### Problem to solve
Report every line in the listing that contains the string "this".

### Information given
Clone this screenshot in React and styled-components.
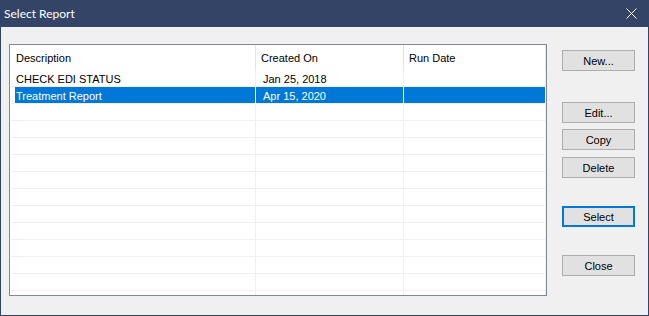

---

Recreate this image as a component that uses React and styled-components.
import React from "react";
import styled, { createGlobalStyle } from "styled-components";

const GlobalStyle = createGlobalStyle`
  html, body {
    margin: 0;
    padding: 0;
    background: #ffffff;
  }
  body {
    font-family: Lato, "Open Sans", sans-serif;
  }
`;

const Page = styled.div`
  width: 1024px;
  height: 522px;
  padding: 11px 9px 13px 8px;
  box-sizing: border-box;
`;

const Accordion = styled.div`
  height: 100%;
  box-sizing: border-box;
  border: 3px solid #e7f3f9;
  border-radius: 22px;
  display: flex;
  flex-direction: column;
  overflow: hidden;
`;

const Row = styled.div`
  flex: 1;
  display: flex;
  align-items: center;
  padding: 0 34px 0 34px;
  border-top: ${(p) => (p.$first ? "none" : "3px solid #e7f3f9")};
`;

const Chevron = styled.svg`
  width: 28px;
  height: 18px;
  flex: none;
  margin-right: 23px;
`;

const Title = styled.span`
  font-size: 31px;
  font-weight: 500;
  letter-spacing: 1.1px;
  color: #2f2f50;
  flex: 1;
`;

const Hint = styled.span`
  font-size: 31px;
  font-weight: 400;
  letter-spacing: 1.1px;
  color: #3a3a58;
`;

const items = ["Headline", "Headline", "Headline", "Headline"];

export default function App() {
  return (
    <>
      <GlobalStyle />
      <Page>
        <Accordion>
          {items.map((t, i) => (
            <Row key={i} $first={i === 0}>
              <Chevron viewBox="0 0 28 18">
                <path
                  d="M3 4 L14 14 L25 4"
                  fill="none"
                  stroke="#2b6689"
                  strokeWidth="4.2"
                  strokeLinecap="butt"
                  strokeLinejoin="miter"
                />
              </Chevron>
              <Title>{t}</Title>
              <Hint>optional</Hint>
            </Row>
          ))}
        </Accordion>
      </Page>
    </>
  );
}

### Result of the task
Clone this screenshot in React and styled-components.
Recreate this image as a component that uses React and styled-components.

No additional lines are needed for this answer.